Directions :: Search the data for the word "React" and copy every line where it occurs.

----------

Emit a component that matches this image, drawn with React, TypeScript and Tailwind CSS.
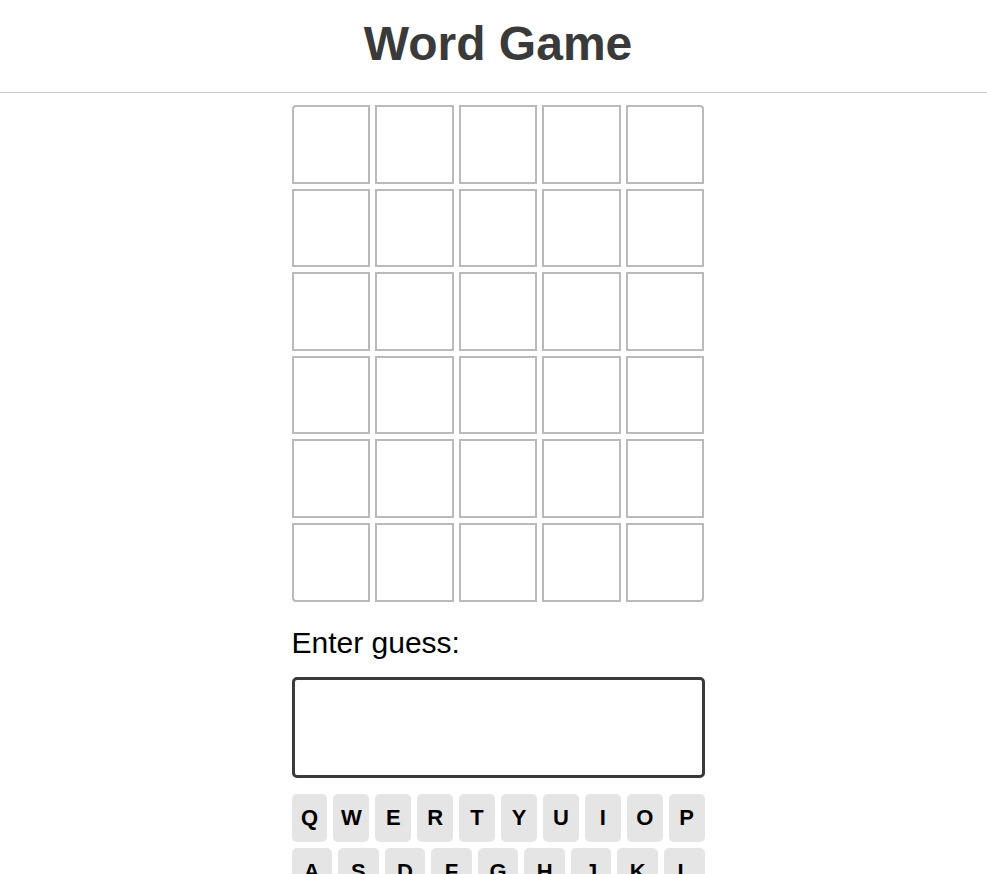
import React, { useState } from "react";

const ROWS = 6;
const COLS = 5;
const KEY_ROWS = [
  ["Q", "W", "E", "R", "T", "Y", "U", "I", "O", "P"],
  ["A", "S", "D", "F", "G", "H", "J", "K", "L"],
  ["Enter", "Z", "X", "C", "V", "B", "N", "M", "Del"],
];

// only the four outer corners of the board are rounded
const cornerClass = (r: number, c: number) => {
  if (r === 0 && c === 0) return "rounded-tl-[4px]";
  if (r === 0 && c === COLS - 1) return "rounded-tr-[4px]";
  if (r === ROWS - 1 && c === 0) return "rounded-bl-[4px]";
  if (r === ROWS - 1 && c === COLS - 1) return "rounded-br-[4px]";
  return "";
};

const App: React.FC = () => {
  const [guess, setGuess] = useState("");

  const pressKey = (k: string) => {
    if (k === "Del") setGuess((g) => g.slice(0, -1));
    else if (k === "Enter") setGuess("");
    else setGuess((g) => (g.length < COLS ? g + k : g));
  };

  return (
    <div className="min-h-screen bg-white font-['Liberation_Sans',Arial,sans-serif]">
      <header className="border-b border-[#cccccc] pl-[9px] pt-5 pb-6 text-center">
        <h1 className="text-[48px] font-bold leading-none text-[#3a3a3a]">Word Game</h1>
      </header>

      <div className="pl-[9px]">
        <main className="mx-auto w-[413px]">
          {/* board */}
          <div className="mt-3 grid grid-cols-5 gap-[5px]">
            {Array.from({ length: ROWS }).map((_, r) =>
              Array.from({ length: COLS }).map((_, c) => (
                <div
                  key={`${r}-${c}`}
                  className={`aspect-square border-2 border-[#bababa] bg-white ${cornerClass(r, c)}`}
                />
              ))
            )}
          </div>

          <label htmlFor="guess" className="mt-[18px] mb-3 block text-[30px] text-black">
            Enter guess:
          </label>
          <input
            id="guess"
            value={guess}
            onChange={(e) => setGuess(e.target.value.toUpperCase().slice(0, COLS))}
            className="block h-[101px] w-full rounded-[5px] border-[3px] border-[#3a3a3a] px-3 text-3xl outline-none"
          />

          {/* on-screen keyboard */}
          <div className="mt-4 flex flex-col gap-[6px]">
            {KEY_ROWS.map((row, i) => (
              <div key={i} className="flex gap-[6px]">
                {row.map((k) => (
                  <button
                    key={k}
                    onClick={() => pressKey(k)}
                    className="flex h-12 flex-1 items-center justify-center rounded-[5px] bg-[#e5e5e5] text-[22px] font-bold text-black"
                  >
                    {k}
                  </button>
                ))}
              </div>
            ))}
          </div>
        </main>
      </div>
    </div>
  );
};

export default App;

----------

In response ::
Emit a component that matches this image, drawn with React, TypeScript and Tailwind CSS.
import React, { useState } from "react";
const App: React.FC = () => {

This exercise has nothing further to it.